Today we are facing another change of course with apparent and partly still blurred contours: we live in an era of multiple shocks, in which international relations change and, with them, the global economy – Who wins and who loses in the trade war between the US and China.
The year 2023 is heading into two new paradigms for the international scenario: the global poly-crisis and the new cold war between the US and China. Paradigms that come at a stage of the economic cycle in which the International Monetary Fund’s (IMF) reassurances on the risks of recession do not change a geopolitical picture in which the advanced countries will halve their economic growth in 2023 to 1.2% from 2.7% in 2022. Leaving the limelight once again to India and China to lead the redemption of the other emerging countries, which have reacted to the surge in inflation, and the ensuing energy and food crises, with significant delay and persistent difficulties, but without losing a still powerful political alliance. And if Trump had begun the phase of closing the US market, more ‘glocalised’ than ever, by exiting the Trans-Pacific Agreement, his successor would have continued along the same path by intensifying the confrontation/clash with China.

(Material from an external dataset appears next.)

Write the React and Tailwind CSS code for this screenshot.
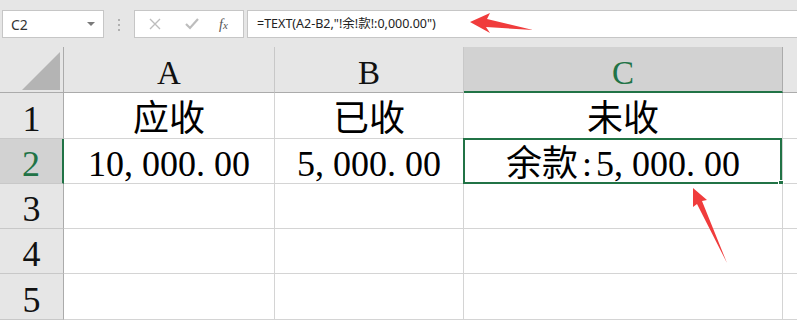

The new phase of globalisation is called delocalisation
Textbook globalisation – measured by the spread of international trade and the opening up of global international markets – has followed various phases over the past two centuries, parallel to the industrial revolutions that have defined its acceleration through the productive, technological and even the advent of artificial intelligence. And since we have entered a new phase, called Industry 5.0, where the technology that dictated the debate at the pre-Covid Davos Meeting goes hand in hand with human endeavour towards sustainable planetary welfare, I think globalisation has entered a new phase and has shown a level of costs and disadvantages that are higher than the advantages it had brought so far. Where it is the countries that develop technology, including infrastructure and the payment system, that dominate over the others that are succumbed to nefarious climate changes and production value chains that shorten to their detriment. Globalisation has affected workers and states that have not freed themselves from production models crushed by competition on low-cost products, causing more inequalities within these countries than between governments.
Those that have been able to invest or already had a solid welfare state have been strengthened. But, on the other hand, the weaker, even politically and less wise, have suffered and lost any net benefit from global openness.
Who wins and who loses in the US-China trade war
By contrast, the case of Vietnam is emblematic and a winner. With lower wages than China and a high literacy rate and skilled workers, Vietnam has focused on electronics, doubling its exports in ten years and taking advantage of those US sanctions against China that have convinced many companies, from Apple to Nike, to relocate, as opposed to China’s choice itself.
The battle by dint of the Chips Act, and therefore billions in dedicated investment – $280 billion from the US and €43 billion from the European Union – goes to the heart of the matter: easing the dependence on China that has now been brought about on several fronts, not least that of the digital currency.
The war between the US and China for technological dominance
In a system that is becoming increasingly polarised with a governance that is losing its identity – with NATO and the G20 unable to take a decisive stance on the war, which has been going on for a year, or on the climate -, the American and Chinese governments are playing a game above all on technological dominance, which is also characterised by the phenomenon of reshoring, i.e. the opportunistic relocation of companies that choose countries that offer production factors and optimal fiscal conditions towards a new global logistics for the ‘lucky’ few.
For Italy, a pinker future
Italy, for its part, is pardoned by the IMF, avoiding negative growth on paper for now in 2023, but in the race to employ quality human capital, it loses the game with the more than 6 thousand ex-pats. Resources with a high technical specialisation that would undoubtedly come in handy for a country that, after the post-Covid digitalisation push, risks sitting back on the laurels of an enviable macroeconomic hold, superior to other European partners, but which needs long-term commitment on the chapters of renewable energy and digital infrastructure, with full implementation of the PNRR.
The ECB remains on the shield
In this new global risk where the financial markets look favourably on mortgage rates falling, interpreting a ‘softer’ change of course by the Central Bank, the ECB remains on the shield. At the same time, the EU launched a new Agenda for the Future based precisely on innovation, research and highly specialised industrial design, also thanks to establishing a Sovereign Wealth Fund.
The watchword: take into account the tailwinds of inflation and manage this new phase of uncertainty that is undoubtedly ‘globalised’, concerning global supply chains that can only return to dispensing widespread benefits with sustainable and far-sighted policies.